++++ DATASET SECTION ++++

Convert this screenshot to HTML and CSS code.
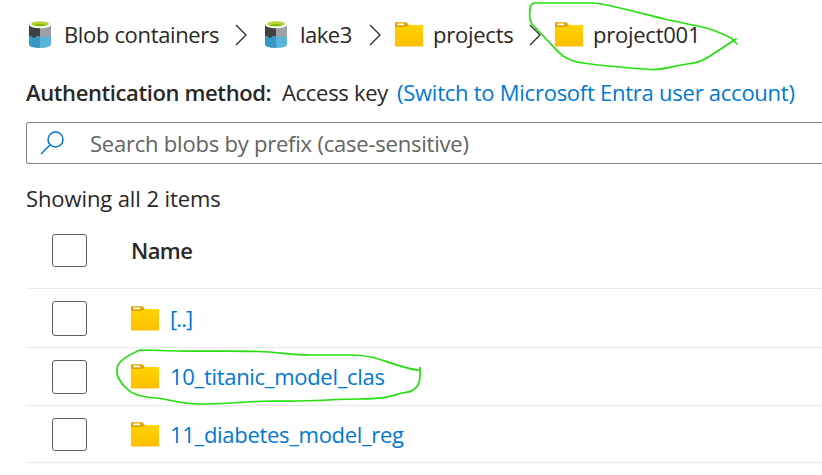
FILE: index.html
```
<!DOCTYPE html>
<html lang="en">
<head>
<meta charset="utf-8">
<title>project001</title>
<link rel="stylesheet" href="styles.css">
</head>
<body>
<svg width="0" height="0" class="defs">
  <defs>
    <linearGradient id="gold" x1="0" y1="0" x2="0" y2="1"><stop offset="0" stop-color="#ffd400"/><stop offset="1" stop-color="#ffbe00"/></linearGradient>
    <symbol id="folder" viewBox="0 0 28 25">
      <path d="M0 1.2Q0 .3.8.3H10.5Q11.6.3 12.3 1.2L14 3V6H0Z" fill="#dfa300"/>
      <path d="M0 5H10.5Q11.6 5 12.4 4.2L13.7 3H28V23.7Q28 24.5 27.2 24.5H.8Q0 24.5 0 23.7Z" fill="url(#gold)"/>
      <rect x="2.2" y="1.5" width="7" height="1.8" rx=".5" fill="#fff"/>
    </symbol>
    <symbol id="lake" viewBox="0 0 22 27">
      <path d="M0 3.5H11V18H0Z" fill="#404040"/>
      <path d="M11 3.5H22V18H11Z" fill="#a0a0a2"/>
      <path d="M0 15.4Q2 14.3 3.5 16T6.4 16.2Q8 13.7 11 15.2V27Q0 27 0 23.6Z" fill="#3999c6"/>
      <path d="M11 15.2Q13.2 17.9 15 16.8Q17 13.8 19 15.3Q20.5 16.2 22 15.4V23.6Q22 27 11 27Z" fill="#59b4d9"/>
      <ellipse cx="11" cy="3.6" rx="11" ry="3.6" fill="#fff"/>
      <ellipse cx="11" cy="2.9" rx="8.9" ry="2.7" fill="#b8d432"/>
      <ellipse cx="11" cy="4.1" rx="6" ry="1" fill="#7fba00"/>
    </symbol>
    <symbol id="chevron" viewBox="0 0 12 22"><path d="M1 1L11 11L1 21" fill="none" stroke="#292827" stroke-width="1.3"/></symbol>
  </defs>
</svg>
<main class="page">
  <nav class="crumbs">
    <span class="crumb containers"><svg class="lake"><use href="#lake"/></svg><span class="label">Blob containers</span></span>
    <svg class="chevron"><use href="#chevron"/></svg>
    <span class="crumb account"><svg class="lake"><use href="#lake"/></svg><span class="label">lake3</span></span>
    <svg class="chevron"><use href="#chevron"/></svg>
    <span class="crumb projects"><svg class="folder"><use href="#folder"/></svg><span class="label">projects</span></span>
    <svg class="chevron"><use href="#chevron"/></svg>
    <span class="crumb current"><svg class="folder"><use href="#folder"/></svg><span class="label">project001</span></span>
  </nav>
  <div class="auth"><span class="auth-label">Authentication method:</span><span class="auth-value">Access key</span><a class="auth-link">(Switch to Microsoft Entra user account)</a></div>
  <div class="search">
    <svg class="lens" viewBox="0 0 24 24"><circle cx="15.5" cy="8.5" r="7.5"/><path d="M10.2 13.8L1 23"/></svg>
    <span class="placeholder">Search blobs by prefix (case-sensitive)</span>
  </div>
  <div class="count">Showing all 2 items</div>
  <div class="table">
    <div class="row head"><span class="check"></span><span class="name">Name</span></div>
    <div class="row up"><span class="check"></span><svg class="folder"><use href="#folder"/></svg><a class="link">[..]</a></div>
    <div class="row titanic"><span class="check"></span><svg class="folder"><use href="#folder"/></svg><a class="link">10_titanic_model_clas</a></div>
    <div class="row diabetes"><span class="check"></span><svg class="folder"><use href="#folder"/></svg><a class="link">11_diabetes_model_reg</a></div>
  </div>
</main>
<svg class="ink" viewBox="0 0 822 475">
  <path d="M737 44L731 38C721 33 713 29 702 27C688 24 677 22 664 19C648 15 634 11 620 8C610 6 602 3 592 3H535C531 3 530 6 530 10C529 16 530 21 532 24L546 39C553 46 558 52 563 56C569 60 575 62 583 63C605 66 628 68 651 69.5C664 70 673 66 687 64C695 63 701 62 710 56C721 49 728 44 736 39"/>
  <path d="M420 367.5V370.5C407 369 394 364 380 359.500C370 356 363 355 350 355H310C290 355 280 352 258 351.5C223 350.500 190 352 160 350.500C150 350 145 350 140 350C133 353 121 359 118 365C115 373 119 381 125 387C131 394 139 396 150 397.500C167 398 178 404 199 404C227 404 248 401 275 401C311 402 333 399 359 399C386 399 391 396 402 393C410 392 414 391 418 385C421 379 420 373 420 367.500"/>
</svg>
</body>
</html>
```
FILE: styles.css
```
* { box-sizing: border-box; }
body {
  margin: 0;
  width: 822px;
  height: 475px;
  overflow: hidden;
  background: #fff;
  color: #292827;
  font-family: "Open Sans", "Noto Sans", sans-serif;
  font-size: 22px;
  line-height: 30px;
  white-space: nowrap;
}
svg { flex: none; display: block; }
.defs { position: absolute; }
.page { padding-left: 26px; }
.crumbs { display: flex; align-items: center; height: 69px; }
.crumb { display: flex; align-items: center; }
.crumb .label { margin-bottom: 1px; }
.crumb .lake { margin: 0 13px 0 3px; }
.crumb .folder { margin-right: 10px; }
.lake { width: 22px; height: 27px; }
.folder { width: 28px; height: 25px; }
.chevron { width: 12px; height: 22px; }
.containers { width: 209px; letter-spacing: -0.35px; }
.account { width: 107px; margin-left: 15px; letter-spacing: -0.5px; }
.projects { width: 134px; margin-left: 14px; letter-spacing: -0.25px; }
.current { margin-left: 14px; letter-spacing: -0.25px; }
.auth { display: flex; height: 53px; padding-top: 8px; }
.auth-label { width: 256px; font-weight: 600; letter-spacing: -0.39px; }
.auth-value { width: 115px; letter-spacing: -0.3px; }
.auth-link { color: #0078d4; letter-spacing: -0.25px; }
.search {
  display: flex;
  align-items: center;
  height: 42px;
  padding-left: 13px;
  border: 1px solid #868686;
  border-right: 0;
  border-radius: 3px 0 0 3px;
}
.lens { width: 24px; height: 24px; fill: none; stroke: #0078d4; stroke-width: 1.5; }
.placeholder { margin-left: 26px; color: #646362; letter-spacing: -0.22px; }
.count { height: 58px; padding-top: 19px; letter-spacing: -0.1px; }
.row { display: flex; align-items: center; padding-left: 26px; border-bottom: 1px solid #eaeaea; }
.head { height: 67px; padding-bottom: 9px; }
.up { height: 59px; }
.titanic { height: 58px; }
.diabetes { height: 57px; }
.check { width: 35px; height: 34px; margin-right: 44px; border: 1px solid #605e5c; border-radius: 3px; }
.head .check, .diabetes .check { height: 33px; }
.up .check { height: 35px; }
.name { margin-bottom: 2px; font-weight: 600; letter-spacing: -0.6px; }
.link { margin-left: 11px; color: #0078d4; letter-spacing: -0.3px; }
.up .link { letter-spacing: -0.9px; }
.titanic .link { margin-bottom: 2px; }
.ink { position: absolute; left: 0; top: 0; width: 822px; height: 475px; fill: none; stroke: #24e00c; stroke-width: 1.7; stroke-linejoin: round; stroke-linecap: round; pointer-events: none; }
```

++++

Every line of text is to be repeated exactly; pictures are left out.

Convert this screenshot to HTML and CSS code.
FILE: index.html
```
<!DOCTYPE html>
<html lang="en">
<head>
<meta charset="utf-8">
<title>project001</title>
<link rel="stylesheet" href="styles.css">
</head>
<body>
<svg width="0" height="0" class="defs">
  <defs>
    <linearGradient id="gold" x1="0" y1="0" x2="0" y2="1"><stop offset="0" stop-color="#ffd400"/><stop offset="1" stop-color="#ffbe00"/></linearGradient>
    <symbol id="folder" viewBox="0 0 28 25">
      <path d="M0 1.2Q0 .3.8.3H10.5Q11.6.3 12.3 1.2L14 3V6H0Z" fill="#dfa300"/>
      <path d="M0 5H10.5Q11.6 5 12.4 4.2L13.7 3H28V23.7Q28 24.5 27.2 24.5H.8Q0 24.5 0 23.7Z" fill="url(#gold)"/>
      <rect x="2.2" y="1.5" width="7" height="1.8" rx=".5" fill="#fff"/>
    </symbol>
    <symbol id="lake" viewBox="0 0 22 27">
      <path d="M0 3.5H11V18H0Z" fill="#404040"/>
      <path d="M11 3.5H22V18H11Z" fill="#a0a0a2"/>
      <path d="M0 15.4Q2 14.3 3.5 16T6.4 16.2Q8 13.7 11 15.2V27Q0 27 0 23.6Z" fill="#3999c6"/>
      <path d="M11 15.2Q13.2 17.9 15 16.8Q17 13.8 19 15.3Q20.5 16.2 22 15.4V23.6Q22 27 11 27Z" fill="#59b4d9"/>
      <ellipse cx="11" cy="3.6" rx="11" ry="3.6" fill="#fff"/>
      <ellipse cx="11" cy="2.9" rx="8.9" ry="2.7" fill="#b8d432"/>
      <ellipse cx="11" cy="4.1" rx="6" ry="1" fill="#7fba00"/>
    </symbol>
    <symbol id="chevron" viewBox="0 0 12 22"><path d="M1 1L11 11L1 21" fill="none" stroke="#292827" stroke-width="1.3"/></symbol>
  </defs>
</svg>
<main class="page">
  <nav class="crumbs">
    <span class="crumb containers"><svg class="lake"><use href="#lake"/></svg><span class="label">Blob containers</span></span>
    <svg class="chevron"><use href="#chevron"/></svg>
    <span class="crumb account"><svg class="lake"><use href="#lake"/></svg><span class="label">lake3</span></span>
    <svg class="chevron"><use href="#chevron"/></svg>
    <span class="crumb projects"><svg class="folder"><use href="#folder"/></svg><span class="label">projects</span></span>
    <svg class="chevron"><use href="#chevron"/></svg>
    <span class="crumb current"><svg class="folder"><use href="#folder"/></svg><span class="label">project001</span></span>
  </nav>
  <div class="auth"><span class="auth-label">Authentication method:</span><span class="auth-value">Access key</span><a class="auth-link">(Switch to Microsoft Entra user account)</a></div>
  <div class="search">
    <svg class="lens" viewBox="0 0 24 24"><circle cx="15.5" cy="8.5" r="7.5"/><path d="M10.2 13.8L1 23"/></svg>
    <span class="placeholder">Search blobs by prefix (case-sensitive)</span>
  </div>
  <div class="count">Showing all 2 items</div>
  <div class="table">
    <div class="row head"><span class="check"></span><span class="name">Name</span></div>
    <div class="row up"><span class="check"></span><svg class="folder"><use href="#folder"/></svg><a class="link">[..]</a></div>
    <div class="row titanic"><span class="check"></span><svg class="folder"><use href="#folder"/></svg><a class="link">10_titanic_model_clas</a></div>
    <div class="row diabetes"><span class="check"></span><svg class="folder"><use href="#folder"/></svg><a class="link">11_diabetes_model_reg</a></div>
  </div>
</main>
<svg class="ink" viewBox="0 0 822 475">
  <path d="M737 44L731 38C721 33 713 29 702 27C688 24 677 22 664 19C648 15 634 11 620 8C610 6 602 3 592 3H535C531 3 530 6 530 10C529 16 530 21 532 24L546 39C553 46 558 52 563 56C569 60 575 62 583 63C605 66 628 68 651 69.5C664 70 673 66 687 64C695 63 701 62 710 56C721 49 728 44 736 39"/>
  <path d="M420 367.5V370.5C407 369 394 364 380 359.500C370 356 363 355 350 355H310C290 355 280 352 258 351.5C223 350.500 190 352 160 350.500C150 350 145 350 140 350C133 353 121 359 118 365C115 373 119 381 125 387C131 394 139 396 150 397.500C167 398 178 404 199 404C227 404 248 401 275 401C311 402 333 399 359 399C386 399 391 396 402 393C410 392 414 391 418 385C421 379 420 373 420 367.500"/>
</svg>
</body>
</html>
```
FILE: styles.css
```
* { box-sizing: border-box; }
body {
  margin: 0;
  width: 822px;
  height: 475px;
  overflow: hidden;
  background: #fff;
  color: #292827;
  font-family: "Open Sans", "Noto Sans", sans-serif;
  font-size: 22px;
  line-height: 30px;
  white-space: nowrap;
}
svg { flex: none; display: block; }
.defs { position: absolute; }
.page { padding-left: 26px; }
.crumbs { display: flex; align-items: center; height: 69px; }
.crumb { display: flex; align-items: center; }
.crumb .label { margin-bottom: 1px; }
.crumb .lake { margin: 0 13px 0 3px; }
.crumb .folder { margin-right: 10px; }
.lake { width: 22px; height: 27px; }
.folder { width: 28px; height: 25px; }
.chevron { width: 12px; height: 22px; }
.containers { width: 209px; letter-spacing: -0.35px; }
.account { width: 107px; margin-left: 15px; letter-spacing: -0.5px; }
.projects { width: 134px; margin-left: 14px; letter-spacing: -0.25px; }
.current { margin-left: 14px; letter-spacing: -0.25px; }
.auth { display: flex; height: 53px; padding-top: 8px; }
.auth-label { width: 256px; font-weight: 600; letter-spacing: -0.39px; }
.auth-value { width: 115px; letter-spacing: -0.3px; }
.auth-link { color: #0078d4; letter-spacing: -0.25px; }
.search {
  display: flex;
  align-items: center;
  height: 42px;
  padding-left: 13px;
  border: 1px solid #868686;
  border-right: 0;
  border-radius: 3px 0 0 3px;
}
.lens { width: 24px; height: 24px; fill: none; stroke: #0078d4; stroke-width: 1.5; }
.placeholder { margin-left: 26px; color: #646362; letter-spacing: -0.22px; }
.count { height: 58px; padding-top: 19px; letter-spacing: -0.1px; }
.row { display: flex; align-items: center; padding-left: 26px; border-bottom: 1px solid #eaeaea; }
.head { height: 67px; padding-bottom: 9px; }
.up { height: 59px; }
.titanic { height: 58px; }
.diabetes { height: 57px; }
.check { width: 35px; height: 34px; margin-right: 44px; border: 1px solid #605e5c; border-radius: 3px; }
.head .check, .diabetes .check { height: 33px; }
.up .check { height: 35px; }
.name { margin-bottom: 2px; font-weight: 600; letter-spacing: -0.6px; }
.link { margin-left: 11px; color: #0078d4; letter-spacing: -0.3px; }
.up .link { letter-spacing: -0.9px; }
.titanic .link { margin-bottom: 2px; }
.ink { position: absolute; left: 0; top: 0; width: 822px; height: 475px; fill: none; stroke: #24e00c; stroke-width: 1.7; stroke-linejoin: round; stroke-linecap: round; pointer-events: none; }
```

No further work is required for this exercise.